Explainable ML-Based Time Source Arbitration for 5G Networks: Feature Engineering, Contextual Memory, and the Stability Paradox
DOI:
https://doi.org/10.48149/jciees.2026.6.1.2Keywords:
Explainable AI, Feature Engineering, Random Forest, Synchronization, BMCA, Flapping, Hysteresis, 5G, PTP, Oscillator SensitivityAbstract
The Best Master Clock Algorithm (BMCA) of IEEE 1588 selects timing sources without memory, measured quality awareness, or explainability—three properties increasingly demanded by 5G operators managing critical synchronization infrastructure. This paper presents a feature engineering and classification methodology addressing all three limitations through: (1) a multi-scale rolling statistics framework transforming raw PTP telemetry into semantically rich features capturing anomalies, stability indicators, and drift dynamics; (2) a recursive memory mechanism (prev_decision) implementing learned adaptive hysteresis via Bayesian conditional probability, eliminating flapping without manual threshold tuning; and (3) full decision explainability through Random Forest feature importance analysis (MDI). Experimental results reveal a counterintuitive stability paradox: under high-PDV conditions, the algorithm performing 1,318 source switches achieves zero ITU-T G.8271.1 mask violations, while the algorithm performing only 2 switches records 209 violations.
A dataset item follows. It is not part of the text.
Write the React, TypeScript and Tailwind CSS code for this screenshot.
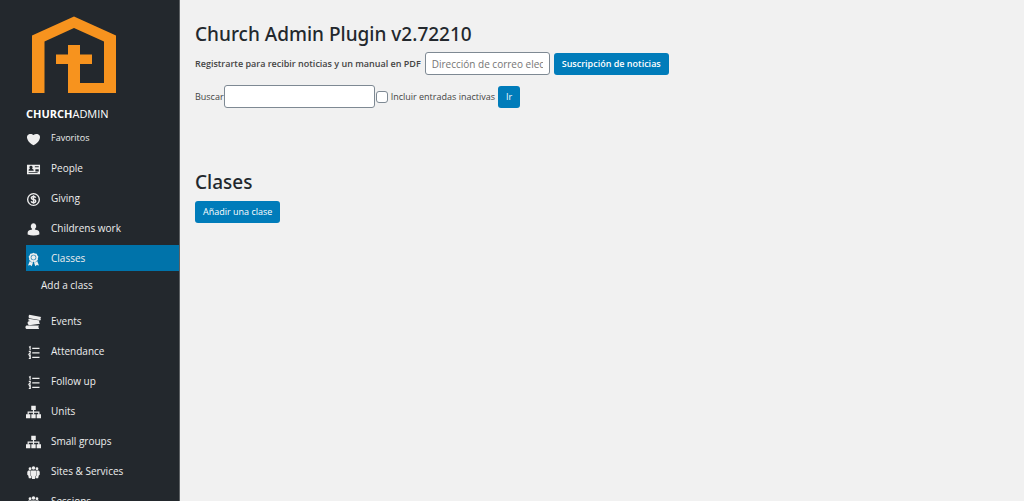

Feature importance analysis confirms that rolling standard deviation (σ_TE) and previous decision (x_prev) dominate in adversarial scenarios, validating the hypothesis that contextual memory is the missing component in conventional synchronization management. Sensitivity analysis across oscillator classes demonstrates that ML-based arbitration with inexpensive TCXO hardware outperforms standard BMCA with rubidium oscillators, proving that algorithmic intelligence can substitute for hardware investment.